## TASK DESCRIPTION:
Copy out the material below in full, but not its images.

## INFORMATION SUPPLIED:
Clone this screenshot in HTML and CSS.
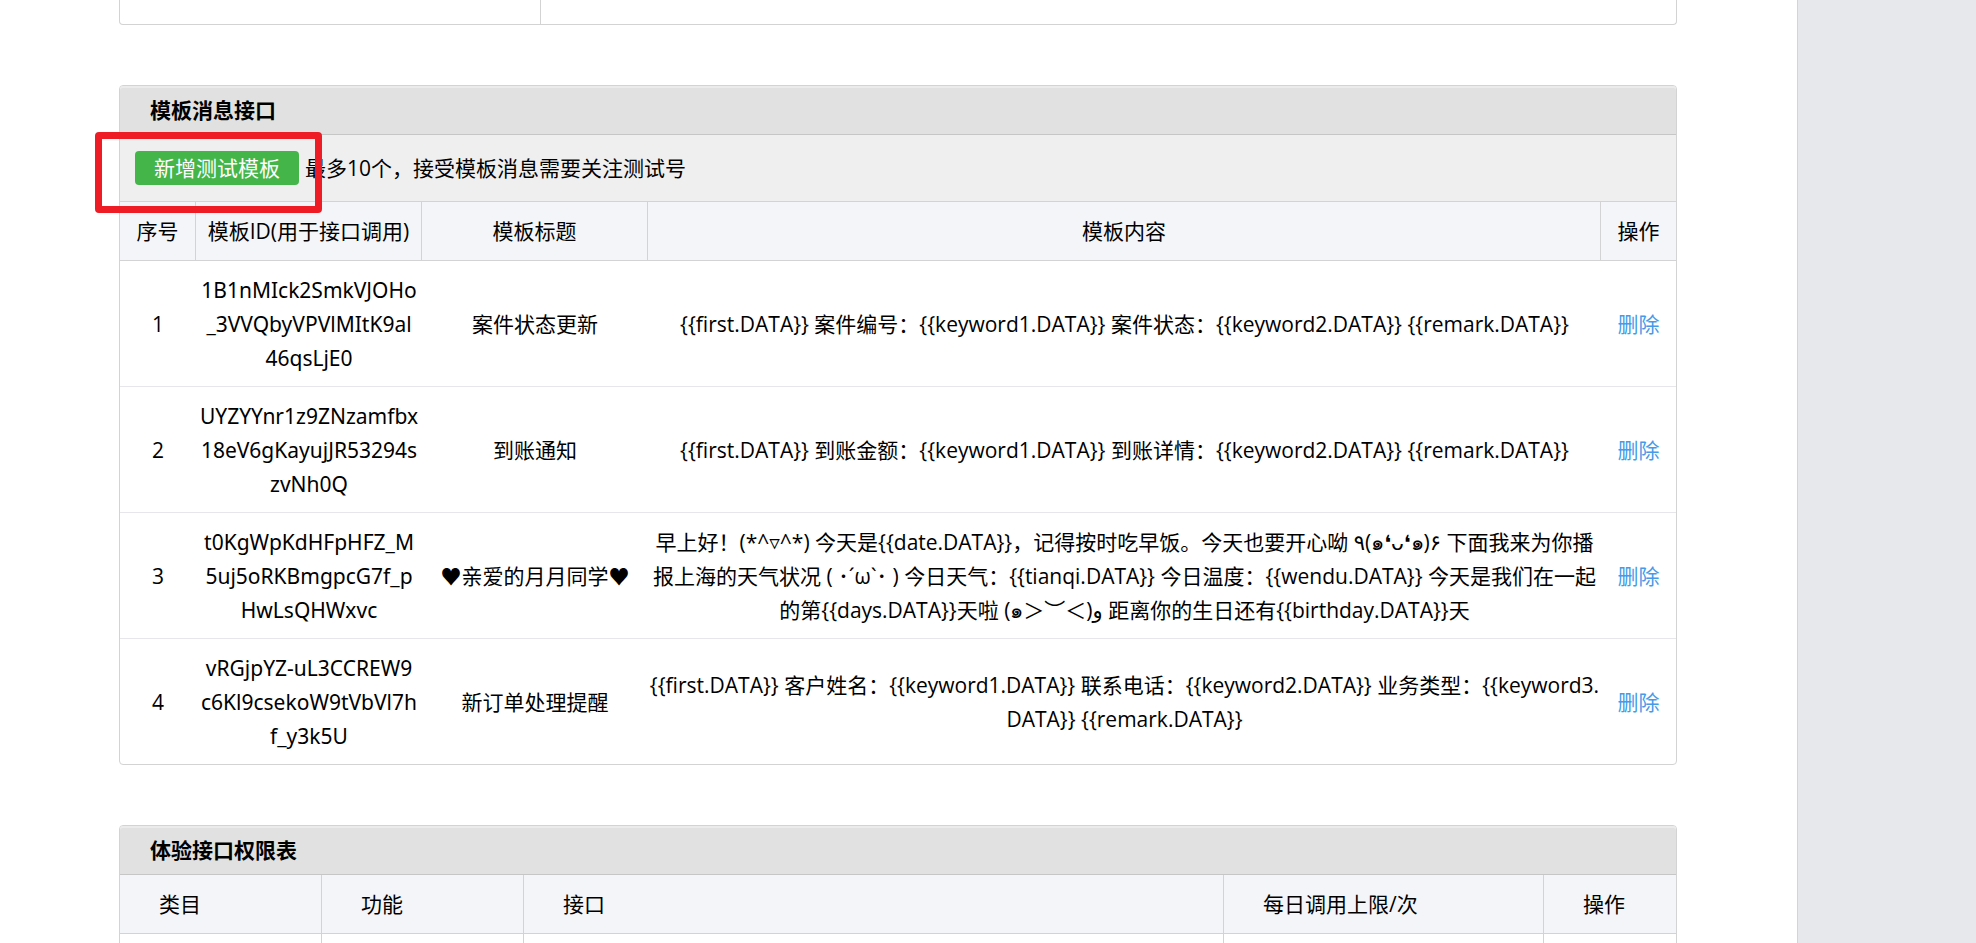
FILE: index.html
```html
<!DOCTYPE html>
<html lang="zh-CN">
<head>
<meta charset="utf-8">
<title>测试号管理</title>
<link rel="stylesheet" href="styles.css">
</head>
<body>
<div class="page">
<main class="main">
  <section class="panel panel-tail">
    <div class="tail-label"></div>
    <div class="tail-value"></div>
  </section>

  <section class="panel">
    <h2 class="panel-title">模板消息接口</h2>
    <div class="toolbar">
      <button class="btn" type="button">新增测试模板</button>
      <span>最多10个，接受模板消息需要关注测试号</span>
      <div class="highlight"></div>
    </div>
    <table class="table templates">
      <colgroup><col class="c-num"><col class="c-id"><col class="c-id"><col><col class="c-action"></colgroup>
      <thead>
        <tr><th>序号</th><th>模板ID(用于接口调用)</th><th>模板标题</th><th>模板内容</th><th>操作</th></tr>
      </thead>
      <tbody>
        <tr>
          <td>1</td>
          <td class="template-id">1B1nMIck2SmkVJOHo<br>_3VVQbyVPVlMItK9al<br>46qsLjE0</td>
          <td>案件状态更新</td>
          <td>{{first.DATA}} 案件编号：{{keyword1.DATA}} 案件状态：{{keyword2.DATA}} {{remark.DATA}}</td>
          <td><a href="#">删除</a></td>
        </tr>
        <tr>
          <td>2</td>
          <td class="template-id">UYZYYnr1z9ZNzamfbx<br>18eV6gKayujJR53294s<br>zvNh0Q</td>
          <td>到账通知</td>
          <td>{{first.DATA}} 到账金额：{{keyword1.DATA}} 到账详情：{{keyword2.DATA}} {{remark.DATA}}</td>
          <td><a href="#">删除</a></td>
        </tr>
        <tr>
          <td>3</td>
          <td class="template-id">t0KgWpKdHFpHFZ_M<br>5uj5oRKBmgpcG7f_p<br>HwLsQHWxvc</td>
          <td>♥亲爱的月月同学♥</td>
          <td>早上好！(*^▿^*) 今天是{{date.DATA}}，记得按时吃早饭。今天也要开心呦 ٩(๑❛ᴗ❛๑)۶ 下面我来为你播<br>报上海的天气状况 ( ･´ω`･ ) 今日天气：{{tianqi.DATA}} 今日温度：{{wendu.DATA}} 今天是我们在一起<br>的第{{days.DATA}}天啦 (๑＞︶＜)و 距离你的生日还有{{birthday.DATA}}天</td>
          <td><a href="#">删除</a></td>
        </tr>
        <tr>
          <td>4</td>
          <td class="template-id">vRGjpYZ-uL3CCREW9<br>c6Kl9csekoW9tVbVl7h<br>f_y3k5U</td>
          <td>新订单处理提醒</td>
          <td>{{first.DATA}} 客户姓名：{{keyword1.DATA}} 联系电话：{{keyword2.DATA}} 业务类型：{{keyword3.<br>DATA}} {{remark.DATA}}</td>
          <td><a href="#">删除</a></td>
        </tr>
      </tbody>
    </table>
  </section>

  <section class="panel">
    <h2 class="panel-title">体验接口权限表</h2>
    <table class="table limits">
      <colgroup><col class="c-cat"><col class="c-cat"><col><col class="c-limit"><col class="c-op"></colgroup>
      <thead>
        <tr><th>类目</th><th>功能</th><th>接口</th><th>每日调用上限/次</th><th>操作</th></tr>
      </thead>
      <tbody>
        <tr><td></td><td></td><td></td><td></td><td></td></tr>
      </tbody>
    </table>
  </section>
</main>
<aside class="gutter"></aside>
</div>
</body>
</html>
```
FILE: styles.css
```css
* {
  box-sizing: border-box;
}

body {
  margin: 0;
  background: #fff;
  color: #000;
  font-family: "Open Sans", "Noto Sans CJK SC", "DejaVu Sans", sans-serif;
  font-size: 21px;
  line-height: 34px;
}

.page {
  display: flex;
  height: 100vh;
  overflow: hidden;
}

.main {
  flex: 1;
  min-width: 0;
  padding: 0 120px 0 119px;
}

.gutter {
  flex: 0 0 179px;
  background: #e7e8eb;
  border-left: 1px solid #d3d4d6;
}

.panel {
  margin-bottom: 60px;
  border: 1px solid #d3d3d3;
  border-radius: 4px;
}

.panel:last-child {
  margin-bottom: 0;
}

.panel-tail {
  display: flex;
  height: 25px;
  border-top: 0;
  border-radius: 0 0 4px 4px;
}

.tail-label {
  flex: 27;
  border-right: 1px solid #d3d3d3;
}

.tail-value {
  flex: 73;
}

.panel-title {
  margin: 0;
  padding: 7px 30px;
  border-bottom: 1px solid #c6c6c6;
  border-radius: 3px 3px 0 0;
  background: #e1e1e1;
  box-shadow: inset 0 2px 0 #ebebeb;
  font-size: 21px;
  line-height: 34px;
  font-weight: 700;
}

.toolbar {
  position: relative;
  display: flex;
  align-items: flex-end;
  gap: 6px;
  padding: 16px 15px;
  border-bottom: 1px solid #d3d3d3;
  background: #efefef;
}

.btn {
  padding: 0 19px;
  border: 0;
  border-radius: 4px;
  background: #44b549;
  color: #fff;
  font: inherit;
}

.highlight {
  position: absolute;
  top: -3px;
  left: -25px;
  width: 227px;
  height: 81px;
  border: 7px solid #ee1c24;
  border-radius: 4px;
}

.table {
  width: 100%;
  table-layout: fixed;
  border-collapse: separate;
  border-spacing: 0;
}

.table th {
  padding: 12px 0;
  border-right: 1px solid #d3d3d3;
  border-bottom: 1px solid #d3d3d3;
  background: #f4f5f9;
  font-weight: 400;
  white-space: nowrap;
}

.table tr > :last-child {
  border-right: 0;
}

.templates td {
  padding: 12px 0 11px;
  border-bottom: 1px solid #e7e7eb;
  text-align: center;
  white-space: nowrap;
}

.templates .template-id {
  font-family: "Noto Sans", "Open Sans", sans-serif;
}

.templates tr:last-child td {
  border-bottom: 0;
}

.templates a {
  color: #459ae9;
  text-decoration: none;
}

.limits th {
  padding-left: 39px;
  text-align: left;
}

.limits td {
  height: 60px;
  border-right: 1px solid #d3d3d3;
}

.c-num {
  width: 76px;
}

.c-action {
  width: 75px;
}

.c-id {
  width: 226px;
}

.c-cat {
  width: 202px;
}

.c-limit {
  width: 320px;
}

.c-op {
  width: 132px;
}
```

## RESULT OF THIS TASK:
Clone this screenshot in HTML and CSS.
FILE: index.html
```html
<!DOCTYPE html>
<html lang="zh-CN">
<head>
<meta charset="utf-8">
<title>测试号管理</title>
<link rel="stylesheet" href="styles.css">
</head>
<body>
<div class="page">
<main class="main">
  <section class="panel panel-tail">
    <div class="tail-label"></div>
    <div class="tail-value"></div>
  </section>

  <section class="panel">
    <h2 class="panel-title">模板消息接口</h2>
    <div class="toolbar">
      <button class="btn" type="button">新增测试模板</button>
      <span>最多10个，接受模板消息需要关注测试号</span>
      <div class="highlight"></div>
    </div>
    <table class="table templates">
      <colgroup><col class="c-num"><col class="c-id"><col class="c-id"><col><col class="c-action"></colgroup>
      <thead>
        <tr><th>序号</th><th>模板ID(用于接口调用)</th><th>模板标题</th><th>模板内容</th><th>操作</th></tr>
      </thead>
      <tbody>
        <tr>
          <td>1</td>
          <td class="template-id">1B1nMIck2SmkVJOHo<br>_3VVQbyVPVlMItK9al<br>46qsLjE0</td>
          <td>案件状态更新</td>
          <td>{{first.DATA}} 案件编号：{{keyword1.DATA}} 案件状态：{{keyword2.DATA}} {{remark.DATA}}</td>
          <td><a href="#">删除</a></td>
        </tr>
        <tr>
          <td>2</td>
          <td class="template-id">UYZYYnr1z9ZNzamfbx<br>18eV6gKayujJR53294s<br>zvNh0Q</td>
          <td>到账通知</td>
          <td>{{first.DATA}} 到账金额：{{keyword1.DATA}} 到账详情：{{keyword2.DATA}} {{remark.DATA}}</td>
          <td><a href="#">删除</a></td>
        </tr>
        <tr>
          <td>3</td>
          <td class="template-id">t0KgWpKdHFpHFZ_M<br>5uj5oRKBmgpcG7f_p<br>HwLsQHWxvc</td>
          <td>♥亲爱的月月同学♥</td>
          <td>早上好！(*^▿^*) 今天是{{date.DATA}}，记得按时吃早饭。今天也要开心呦 ٩(๑❛ᴗ❛๑)۶ 下面我来为你播<br>报上海的天气状况 ( ･´ω`･ ) 今日天气：{{tianqi.DATA}} 今日温度：{{wendu.DATA}} 今天是我们在一起<br>的第{{days.DATA}}天啦 (๑＞︶＜)و 距离你的生日还有{{birthday.DATA}}天</td>
          <td><a href="#">删除</a></td>
        </tr>
        <tr>
          <td>4</td>
          <td class="template-id">vRGjpYZ-uL3CCREW9<br>c6Kl9csekoW9tVbVl7h<br>f_y3k5U</td>
          <td>新订单处理提醒</td>
          <td>{{first.DATA}} 客户姓名：{{keyword1.DATA}} 联系电话：{{keyword2.DATA}} 业务类型：{{keyword3.<br>DATA}} {{remark.DATA}}</td>
          <td><a href="#">删除</a></td>
        </tr>
      </tbody>
    </table>
  </section>

  <section class="panel">
    <h2 class="panel-title">体验接口权限表</h2>
    <table class="table limits">
      <colgroup><col class="c-cat"><col class="c-cat"><col><col class="c-limit"><col class="c-op"></colgroup>
      <thead>
        <tr><th>类目</th><th>功能</th><th>接口</th><th>每日调用上限/次</th><th>操作</th></tr>
      </thead>
      <tbody>
        <tr><td></td><td></td><td></td><td></td><td></td></tr>
      </tbody>
    </table>
  </section>
</main>
<aside class="gutter"></aside>
</div>
</body>
</html>
```
FILE: styles.css
```css
* {
  box-sizing: border-box;
}

body {
  margin: 0;
  background: #fff;
  color: #000;
  font-family: "Open Sans", "Noto Sans CJK SC", "DejaVu Sans", sans-serif;
  font-size: 21px;
  line-height: 34px;
}

.page {
  display: flex;
  height: 100vh;
  overflow: hidden;
}

.main {
  flex: 1;
  min-width: 0;
  padding: 0 120px 0 119px;
}

.gutter {
  flex: 0 0 179px;
  background: #e7e8eb;
  border-left: 1px solid #d3d4d6;
}

.panel {
  margin-bottom: 60px;
  border: 1px solid #d3d3d3;
  border-radius: 4px;
}

.panel:last-child {
  margin-bottom: 0;
}

.panel-tail {
  display: flex;
  height: 25px;
  border-top: 0;
  border-radius: 0 0 4px 4px;
}

.tail-label {
  flex: 27;
  border-right: 1px solid #d3d3d3;
}

.tail-value {
  flex: 73;
}

.panel-title {
  margin: 0;
  padding: 7px 30px;
  border-bottom: 1px solid #c6c6c6;
  border-radius: 3px 3px 0 0;
  background: #e1e1e1;
  box-shadow: inset 0 2px 0 #ebebeb;
  font-size: 21px;
  line-height: 34px;
  font-weight: 700;
}

.toolbar {
  position: relative;
  display: flex;
  align-items: flex-end;
  gap: 6px;
  padding: 16px 15px;
  border-bottom: 1px solid #d3d3d3;
  background: #efefef;
}

.btn {
  padding: 0 19px;
  border: 0;
  border-radius: 4px;
  background: #44b549;
  color: #fff;
  font: inherit;
}

.highlight {
  position: absolute;
  top: -3px;
  left: -25px;
  width: 227px;
  height: 81px;
  border: 7px solid #ee1c24;
  border-radius: 4px;
}

.table {
  width: 100%;
  table-layout: fixed;
  border-collapse: separate;
  border-spacing: 0;
}

.table th {
  padding: 12px 0;
  border-right: 1px solid #d3d3d3;
  border-bottom: 1px solid #d3d3d3;
  background: #f4f5f9;
  font-weight: 400;
  white-space: nowrap;
}

.table tr > :last-child {
  border-right: 0;
}

.templates td {
  padding: 12px 0 11px;
  border-bottom: 1px solid #e7e7eb;
  text-align: center;
  white-space: nowrap;
}

.templates .template-id {
  font-family: "Noto Sans", "Open Sans", sans-serif;
}

.templates tr:last-child td {
  border-bottom: 0;
}

.templates a {
  color: #459ae9;
  text-decoration: none;
}

.limits th {
  padding-left: 39px;
  text-align: left;
}

.limits td {
  height: 60px;
  border-right: 1px solid #d3d3d3;
}

.c-num {
  width: 76px;
}

.c-action {
  width: 75px;
}

.c-id {
  width: 226px;
}

.c-cat {
  width: 202px;
}

.c-limit {
  width: 320px;
}

.c-op {
  width: 132px;
}
```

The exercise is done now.